Vendors are responding by helping stations upgrade at least the infrastructure on smaller budgets.
“Every dollar counts,” says Harris’ Eisner. “We’re working with customers on how to reduce power and rack space, for example. Vendors like Harris need to be attuned to the pressure to have a solution that is affordable from a capital budget standpoint and also do things that can lower operating costs as well.”
Migrating to HD news has been particularly challenging for “station groups in the mid- to small-market range, not governed by the policy of a network,” says Ken Yas, Grass Valley market development manager for camera products.
Some broadcasters are phasing in HD, slowing upgrading their facilities as the need arise.
Grigory Mindlin, VP of creative services at graphics vendor Vizrt, says that “almost all our new customers are going HD. The trend is that people are using their HD money to improve their workflow,” he says. “Almost every HD upgrade we’ve done, we’ve integrated with their Avid iNews or AP ENPS newsroom systems, which allows them to insert graphics into the stories all in one spot.”
Even in large markets, stations are looking for less expensive approaches.

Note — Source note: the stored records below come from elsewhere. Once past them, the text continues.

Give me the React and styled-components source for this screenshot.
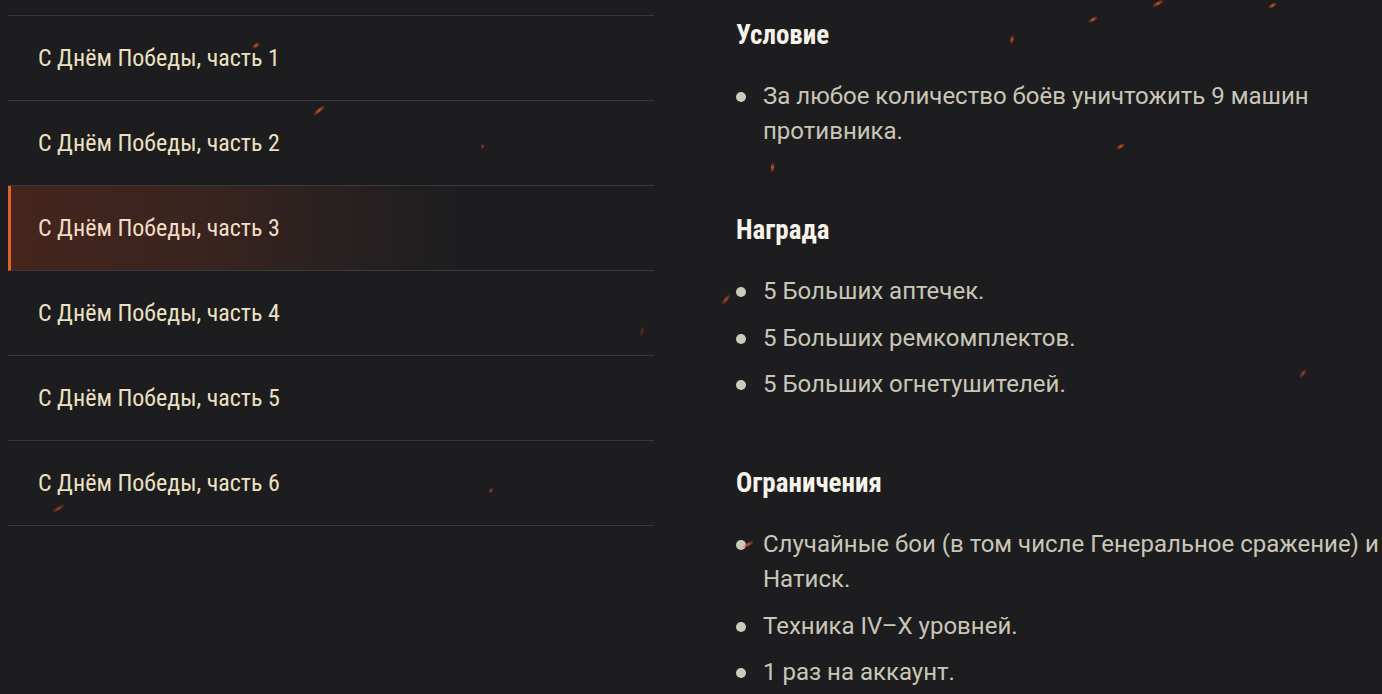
import styled, { createGlobalStyle } from "styled-components";

const GlobalStyle = createGlobalStyle`
  html, body {
    margin: 0;
    padding: 0;
    background: #1d1d1f;
    overflow: hidden;
  }
  body {
    font-family: Roboto, "Noto Sans", sans-serif;
  }
`;

const Page = styled.div`
  position: relative;
  width: 1382px;
  height: 694px;
  overflow: hidden;
  background: #1d1d1f;
  display: grid;
  grid-template-columns: 646px 680px;
  column-gap: 82px;
  padding: 15px 0 0 8px;
  box-sizing: border-box;
`;

const Menu = styled.ul`
  list-style: none;
  margin: 0;
  padding: 0;
  border-top: 1px solid #38383a;
  align-self: start;
`;

const MenuItem = styled.li`
  height: 84px;
  display: flex;
  align-items: center;
  padding-left: ${(p) => (p.$active ? "27px" : "30px")};
  border-bottom: 1px solid #38383a;
  border-left: ${(p) => (p.$active ? "3px solid #e0622c" : "none")};
  background: ${(p) =>
    p.$active
      ? "linear-gradient(90deg, #45251c 0%, #3b2420 28%, #2b2121 48%, #1d1d1f 70%)"
      : "transparent"};
  font-family: "Roboto Condensed", Roboto, sans-serif;
  font-stretch: condensed;
  font-size: 24px;
  color: ${(p) => (p.$active ? "#f3dcc6" : "#ece0c2")};
`;

const Content = styled.div`
  padding-top: 5px;
`;

const Section = styled.section`
  margin-bottom: ${(p) => p.$gap || "0px"};
`;

const Heading = styled.h3`
  margin: 0;
  font-family: "Roboto Condensed", Roboto, sans-serif;
  font-stretch: condensed;
  font-weight: 700;
  font-size: 27px;
  line-height: 30px;
  color: #f7f3ea;
`;

const List = styled.ul`
  list-style: none;
  margin: 0;
  padding: 29px 0 0 0;
`;

const Item = styled.li`
  position: relative;
  padding-left: 27px;
  font-size: 24px;
  line-height: 35px;
  color: #c9c6b8;
  margin-bottom: 11.5px;

  &::before {
    content: "";
    position: absolute;
    left: 0;
    top: 13px;
    width: 10px;
    height: 10px;
    border-radius: 50%;
    background: #cdcabd;
  }
`;

const Spark = styled.span`
  position: absolute;
  width: ${(p) => p.$len}px;
  height: 3px;
  border-radius: 2px;
  background: linear-gradient(90deg, rgba(200, 50, 20, 0.2), #d9542a, rgba(200, 50, 20, 0.2));
  opacity: ${(p) => p.$o || 0.85};
  pointer-events: none;
`;

const sparks = [
  { x: 252, y: 44, len: 8, r: -35 },
  { x: 312, y: 109, len: 14, r: -40 },
  { x: 480, y: 145, len: 5, r: -80, o: 0.5 },
  { x: 768, y: 166, len: 9, r: -85 },
  { x: 1008, y: 38, len: 8, r: -80 },
  { x: 1088, y: 18, len: 10, r: -30 },
  { x: 1152, y: 2, len: 12, r: -30 },
  { x: 1268, y: 4, len: 9, r: -30 },
  { x: 1116, y: 145, len: 9, r: -30 },
  { x: 1298, y: 372, len: 10, r: -50, o: 0.6 },
  { x: 720, y: 298, len: 12, r: -50, o: 0.7 },
  { x: 742, y: 543, len: 12, r: -30 },
  { x: 488, y: 489, len: 6, r: -60, o: 0.6 },
  { x: 52, y: 507, len: 13, r: -30, o: 0.6 },
  { x: 637, y: 330, len: 10, r: -80, o: 0.3 },
];

const items = [1, 2, 3, 4, 5, 6];

export default function App() {
  return (
    <>
      <GlobalStyle />
      <Page>
        <Menu>
          {items.map((n) => (
            <MenuItem key={n} $active={n === 3}>
              С Днём Победы, часть {n}
            </MenuItem>
          ))}
        </Menu>
        <Content>
          <Section $gap="66px">
            <Heading>Условие</Heading>
            <List>
              <Item>За любое количество боёв уничтожить 9 машин противника.</Item>
            </List>
          </Section>
          <Section $gap="66px">
            <Heading>Награда</Heading>
            <List>
              <Item>5 Больших аптечек.</Item>
              <Item>5 Больших ремкомплектов.</Item>
              <Item>5 Больших огнетушителей.</Item>
            </List>
          </Section>
          <Section>
            <Heading>Ограничения</Heading>
            <List>
              <Item>Случайные бои (в том числе Генеральное сражение) и Натиск.</Item>
              <Item>Техника IV–X уровней.</Item>
              <Item>1 раз на аккаунт.</Item>
            </List>
          </Section>
        </Content>
        {sparks.map((s, i) => (
          <Spark
            key={i}
            $len={s.len}
            $o={s.o}
            style={{ left: s.x, top: s.y, transform: `rotate(${s.r}deg)` }}
          />
        ))}
      </Page>
    </>
  );
}
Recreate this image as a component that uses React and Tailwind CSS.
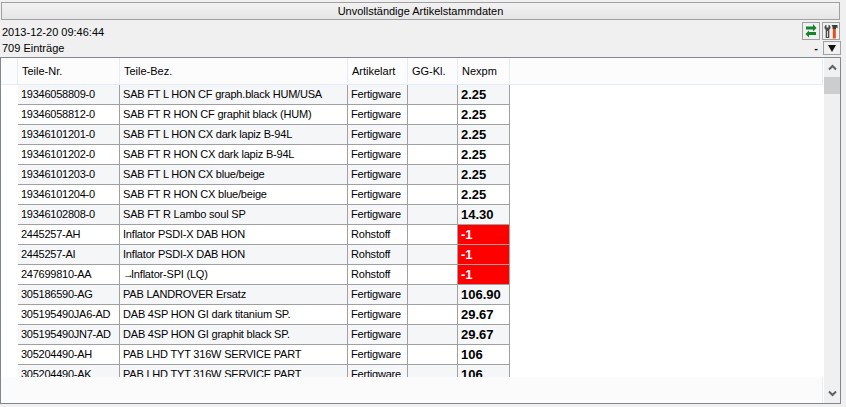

“Typically, Tribune would never put a Sony EX3 in the field as an ENG acquisition product in a No. 10 market,” says ABS’s Siegel. “They’re used to spending $80,000 on a camera package and now they’re spending $10,000. Everybody is making compromises”
Yas notes that Raycom Media Group has made a similar compromise, opting for JVC cameras with one-third-inch sensors.
“That [camera] is definitely on our radar screen as competition,” says Yas. “A one-third inch sensor is as small as you can get and consider yourself semi-professional, but they found it adequate.”
Waddell says Fujinon is supplying lenses for many of the one-third-inch sensor HD cameras. “For the most part, [broadcasters] know they have to go HD, not necessarily for their news gathering, but in their studios, because of the competition,” he says. “But there are very few stations buying two-thirds-inch sensor cameras.”
Among them is Sunbelt’s NBC affiliate in Las Vegas, KVBC. After two years of trying to do HD with inexpensive prosumer camcorders, the station is upgrading to Grass Valley’s high-end Infinity units. “They went through an exhaustive evaluation process and decided that, from the standpoint of price and performance, the Infinity is a good choice for them,” says Yas.
Scripps is another proponent of the less expensive cameras with smaller sensors. “In a side-by-side blind shoot out, the output of the one-third-inch sensor cameras [from JVC] were indistinguishable from the two-third-inch sensor cameras,” says Michael Doback, VP of engineering, where all but one of its 19 stations is on the air with HD news. “The day of the $20,000 ENG camera is long past.”
All expect (or are least hopeful) that the number of stations offering local news in HD will grow significantly next year.
Five of Media General’s 18 stations made the switch before budgets were clipped, Hill says. And if business conditions improve, he adds, the group will upgrade four or five more stations next year and the rest in 2011.
Decisions on which stations get the HD gear are based on two factors: the age of the existing equipment and its need for replacement and the competitive situation, says Hill. “If one or two station offers HD in a market, the pressure mounts for the others to follow.”
More optimistic is Dave Folsom, head of technology for Raycom Media, who oversees 31 news-producing stations. “We will very shortly put our 13th station on in HD and pick up the pace of conversion again.”